» DATA ROWS:
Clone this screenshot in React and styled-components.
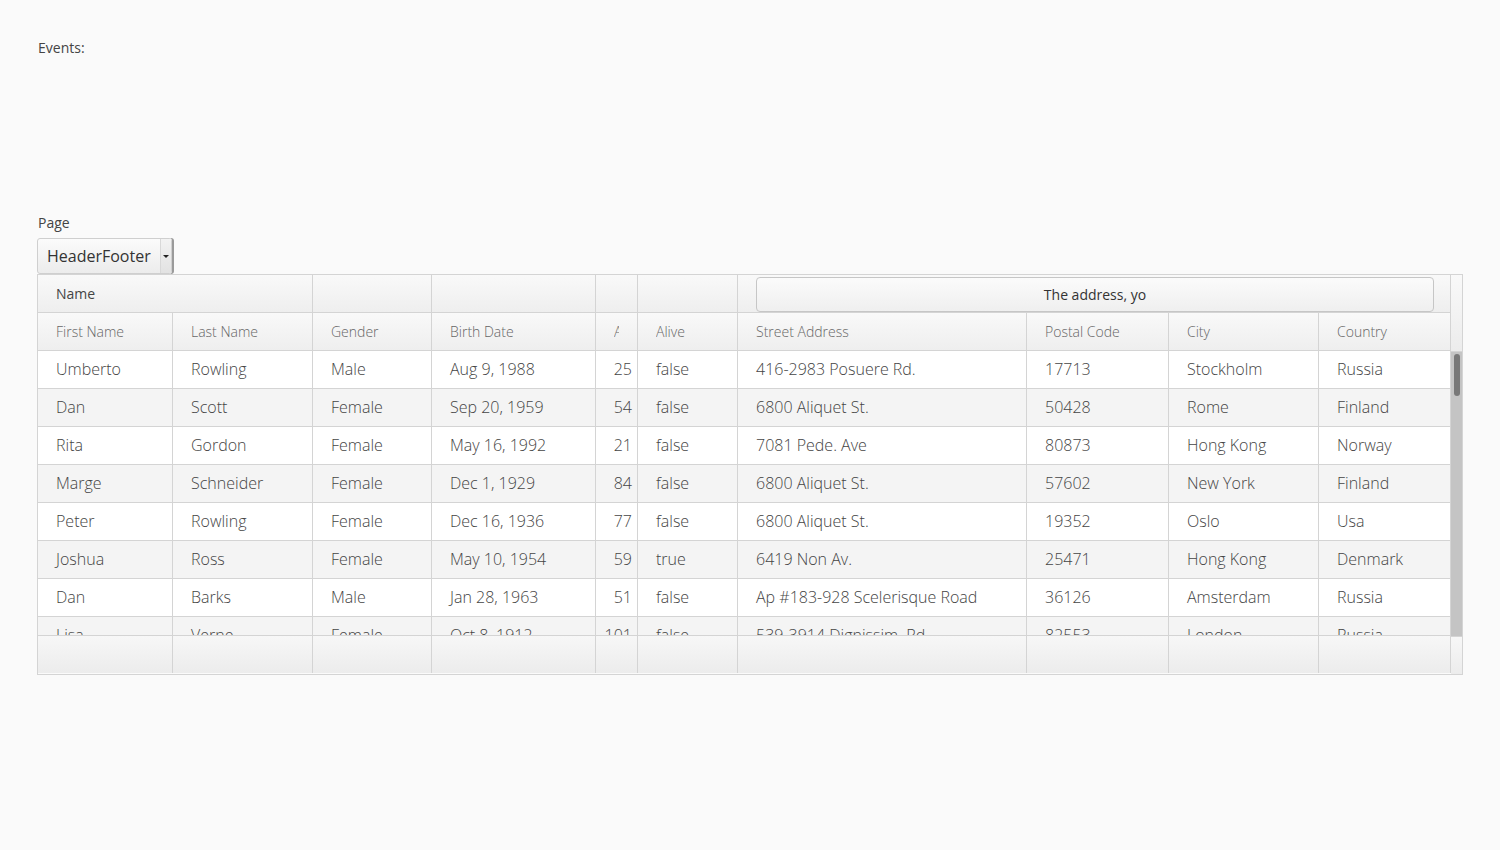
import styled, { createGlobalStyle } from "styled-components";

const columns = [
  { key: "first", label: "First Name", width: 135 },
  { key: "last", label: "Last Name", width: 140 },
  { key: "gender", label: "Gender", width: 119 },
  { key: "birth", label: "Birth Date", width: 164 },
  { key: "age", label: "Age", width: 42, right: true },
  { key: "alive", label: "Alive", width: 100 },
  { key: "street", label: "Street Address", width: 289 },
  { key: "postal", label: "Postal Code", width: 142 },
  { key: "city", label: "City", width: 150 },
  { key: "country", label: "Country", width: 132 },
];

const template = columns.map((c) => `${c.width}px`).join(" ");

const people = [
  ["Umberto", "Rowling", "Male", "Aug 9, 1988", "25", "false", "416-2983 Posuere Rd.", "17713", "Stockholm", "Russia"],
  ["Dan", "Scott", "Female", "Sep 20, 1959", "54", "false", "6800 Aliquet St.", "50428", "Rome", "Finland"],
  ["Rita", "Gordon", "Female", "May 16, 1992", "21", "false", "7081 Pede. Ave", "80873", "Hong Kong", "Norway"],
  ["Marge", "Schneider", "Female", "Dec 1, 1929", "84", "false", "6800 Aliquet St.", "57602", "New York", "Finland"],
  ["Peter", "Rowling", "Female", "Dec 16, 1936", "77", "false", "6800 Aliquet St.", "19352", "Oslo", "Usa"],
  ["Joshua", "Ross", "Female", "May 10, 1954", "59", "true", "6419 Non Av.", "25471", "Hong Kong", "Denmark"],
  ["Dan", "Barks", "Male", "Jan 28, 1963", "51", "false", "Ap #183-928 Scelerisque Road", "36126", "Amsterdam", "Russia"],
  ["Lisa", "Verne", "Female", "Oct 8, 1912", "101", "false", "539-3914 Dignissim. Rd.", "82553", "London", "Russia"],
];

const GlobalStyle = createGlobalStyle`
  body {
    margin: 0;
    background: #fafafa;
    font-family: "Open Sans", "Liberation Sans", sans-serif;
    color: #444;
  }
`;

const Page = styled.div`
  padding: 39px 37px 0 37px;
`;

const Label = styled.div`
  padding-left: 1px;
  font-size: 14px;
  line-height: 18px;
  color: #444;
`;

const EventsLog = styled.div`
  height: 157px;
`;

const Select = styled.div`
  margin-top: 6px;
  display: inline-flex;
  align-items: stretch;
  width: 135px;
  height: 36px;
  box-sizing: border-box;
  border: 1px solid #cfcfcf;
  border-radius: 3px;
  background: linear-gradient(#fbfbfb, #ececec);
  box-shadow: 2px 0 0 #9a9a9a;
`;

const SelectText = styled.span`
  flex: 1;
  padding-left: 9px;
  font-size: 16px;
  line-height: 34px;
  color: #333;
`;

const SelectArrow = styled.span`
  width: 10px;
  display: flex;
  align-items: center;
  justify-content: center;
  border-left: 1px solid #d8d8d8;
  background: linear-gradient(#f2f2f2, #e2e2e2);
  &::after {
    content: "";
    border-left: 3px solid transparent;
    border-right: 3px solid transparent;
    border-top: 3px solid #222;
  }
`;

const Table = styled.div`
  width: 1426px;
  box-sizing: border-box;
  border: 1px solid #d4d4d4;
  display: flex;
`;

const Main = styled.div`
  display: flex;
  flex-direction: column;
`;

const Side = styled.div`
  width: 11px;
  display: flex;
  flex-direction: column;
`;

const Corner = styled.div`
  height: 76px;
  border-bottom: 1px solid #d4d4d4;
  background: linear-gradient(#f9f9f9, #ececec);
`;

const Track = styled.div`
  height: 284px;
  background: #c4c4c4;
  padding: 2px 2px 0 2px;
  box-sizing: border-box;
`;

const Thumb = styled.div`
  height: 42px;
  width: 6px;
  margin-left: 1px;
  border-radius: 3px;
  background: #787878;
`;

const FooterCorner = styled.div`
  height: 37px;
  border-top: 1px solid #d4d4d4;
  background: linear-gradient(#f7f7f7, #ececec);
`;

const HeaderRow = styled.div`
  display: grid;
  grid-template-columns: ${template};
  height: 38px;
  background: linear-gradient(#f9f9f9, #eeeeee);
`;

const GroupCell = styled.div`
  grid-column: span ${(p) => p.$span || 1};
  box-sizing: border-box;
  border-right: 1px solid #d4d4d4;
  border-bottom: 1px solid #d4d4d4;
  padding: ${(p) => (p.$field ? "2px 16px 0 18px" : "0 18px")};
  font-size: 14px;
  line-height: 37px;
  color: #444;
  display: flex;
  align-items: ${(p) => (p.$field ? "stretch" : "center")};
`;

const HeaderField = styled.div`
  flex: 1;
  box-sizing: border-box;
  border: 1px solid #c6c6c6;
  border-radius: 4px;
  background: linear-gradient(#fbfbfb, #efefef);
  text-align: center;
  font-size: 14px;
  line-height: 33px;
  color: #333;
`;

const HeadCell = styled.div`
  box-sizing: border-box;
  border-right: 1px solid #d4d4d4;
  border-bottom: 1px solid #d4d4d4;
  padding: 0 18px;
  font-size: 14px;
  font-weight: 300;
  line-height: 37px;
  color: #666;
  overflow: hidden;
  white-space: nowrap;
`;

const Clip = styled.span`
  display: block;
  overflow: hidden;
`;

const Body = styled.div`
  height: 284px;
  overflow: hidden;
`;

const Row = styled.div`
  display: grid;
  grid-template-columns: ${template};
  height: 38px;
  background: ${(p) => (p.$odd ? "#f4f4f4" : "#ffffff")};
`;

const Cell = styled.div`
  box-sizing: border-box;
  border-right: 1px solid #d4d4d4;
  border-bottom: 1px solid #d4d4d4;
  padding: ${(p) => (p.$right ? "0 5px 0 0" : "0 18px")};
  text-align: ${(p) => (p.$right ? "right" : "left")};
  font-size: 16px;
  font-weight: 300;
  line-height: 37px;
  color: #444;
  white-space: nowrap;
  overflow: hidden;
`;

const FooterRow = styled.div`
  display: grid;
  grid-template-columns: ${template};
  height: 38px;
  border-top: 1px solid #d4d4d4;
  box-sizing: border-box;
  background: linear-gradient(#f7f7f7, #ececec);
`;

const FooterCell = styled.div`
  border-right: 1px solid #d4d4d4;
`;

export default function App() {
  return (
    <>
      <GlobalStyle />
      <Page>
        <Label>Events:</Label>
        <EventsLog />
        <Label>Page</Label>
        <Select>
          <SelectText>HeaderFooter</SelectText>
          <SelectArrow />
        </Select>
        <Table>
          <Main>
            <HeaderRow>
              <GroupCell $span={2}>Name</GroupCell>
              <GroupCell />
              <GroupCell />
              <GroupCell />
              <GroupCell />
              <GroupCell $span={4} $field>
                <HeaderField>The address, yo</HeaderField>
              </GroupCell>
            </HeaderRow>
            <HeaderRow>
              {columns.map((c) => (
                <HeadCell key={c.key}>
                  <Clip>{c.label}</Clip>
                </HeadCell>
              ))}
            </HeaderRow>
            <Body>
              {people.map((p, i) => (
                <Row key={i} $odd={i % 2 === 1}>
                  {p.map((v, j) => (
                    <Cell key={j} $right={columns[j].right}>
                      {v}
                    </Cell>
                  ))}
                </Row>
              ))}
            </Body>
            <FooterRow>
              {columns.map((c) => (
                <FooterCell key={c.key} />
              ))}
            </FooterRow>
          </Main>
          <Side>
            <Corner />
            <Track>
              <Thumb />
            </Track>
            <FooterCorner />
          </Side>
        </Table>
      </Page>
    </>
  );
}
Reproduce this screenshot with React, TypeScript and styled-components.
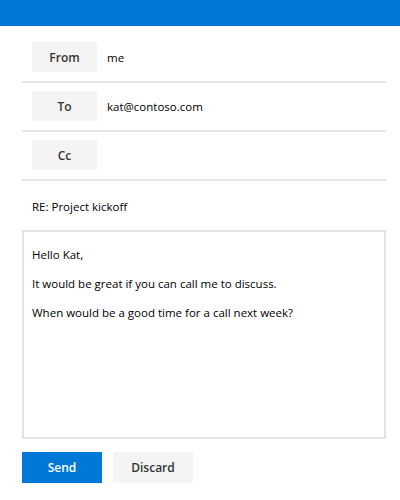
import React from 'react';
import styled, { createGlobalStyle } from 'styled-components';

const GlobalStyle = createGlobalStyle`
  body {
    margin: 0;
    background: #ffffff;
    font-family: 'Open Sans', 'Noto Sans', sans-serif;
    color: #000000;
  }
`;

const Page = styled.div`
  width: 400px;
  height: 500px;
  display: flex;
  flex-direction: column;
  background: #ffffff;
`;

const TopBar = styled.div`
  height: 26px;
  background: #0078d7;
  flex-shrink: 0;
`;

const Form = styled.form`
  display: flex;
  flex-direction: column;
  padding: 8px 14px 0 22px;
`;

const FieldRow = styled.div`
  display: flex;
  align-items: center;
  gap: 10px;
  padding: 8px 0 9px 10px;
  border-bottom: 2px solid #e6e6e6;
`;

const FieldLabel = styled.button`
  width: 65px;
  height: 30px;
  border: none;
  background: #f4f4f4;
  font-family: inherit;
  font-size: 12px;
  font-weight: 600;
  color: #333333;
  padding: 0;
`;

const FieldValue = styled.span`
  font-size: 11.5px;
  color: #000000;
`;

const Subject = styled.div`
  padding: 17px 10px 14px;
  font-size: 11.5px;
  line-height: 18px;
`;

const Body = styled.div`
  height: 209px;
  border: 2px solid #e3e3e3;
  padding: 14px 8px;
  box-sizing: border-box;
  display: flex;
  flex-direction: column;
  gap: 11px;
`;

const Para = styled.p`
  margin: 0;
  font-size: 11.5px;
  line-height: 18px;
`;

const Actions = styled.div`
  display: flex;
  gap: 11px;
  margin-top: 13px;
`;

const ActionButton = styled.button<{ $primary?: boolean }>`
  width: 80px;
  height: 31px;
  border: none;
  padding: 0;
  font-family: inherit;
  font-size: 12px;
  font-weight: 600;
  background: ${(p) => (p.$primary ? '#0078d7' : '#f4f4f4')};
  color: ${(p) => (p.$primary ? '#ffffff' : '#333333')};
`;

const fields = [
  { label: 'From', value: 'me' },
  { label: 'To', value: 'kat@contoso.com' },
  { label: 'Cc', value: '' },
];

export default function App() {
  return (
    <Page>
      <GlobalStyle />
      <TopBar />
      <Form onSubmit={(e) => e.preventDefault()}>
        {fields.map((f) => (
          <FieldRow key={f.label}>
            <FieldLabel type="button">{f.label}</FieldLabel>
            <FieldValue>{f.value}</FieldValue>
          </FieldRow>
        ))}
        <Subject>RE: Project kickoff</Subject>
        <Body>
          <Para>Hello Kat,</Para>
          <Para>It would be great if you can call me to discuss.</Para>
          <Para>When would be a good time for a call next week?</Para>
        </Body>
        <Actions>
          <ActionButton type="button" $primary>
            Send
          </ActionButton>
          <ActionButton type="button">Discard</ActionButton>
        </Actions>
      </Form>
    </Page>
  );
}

» STATED GOAL:
List every line above containing the word "components".

» RESPONSE TO THIS EXERCISE:
Clone this screenshot in React and styled-components.
import styled, { createGlobalStyle } from "styled-components";
Reproduce this screenshot with React, TypeScript and styled-components.
import styled, { createGlobalStyle } from 'styled-components';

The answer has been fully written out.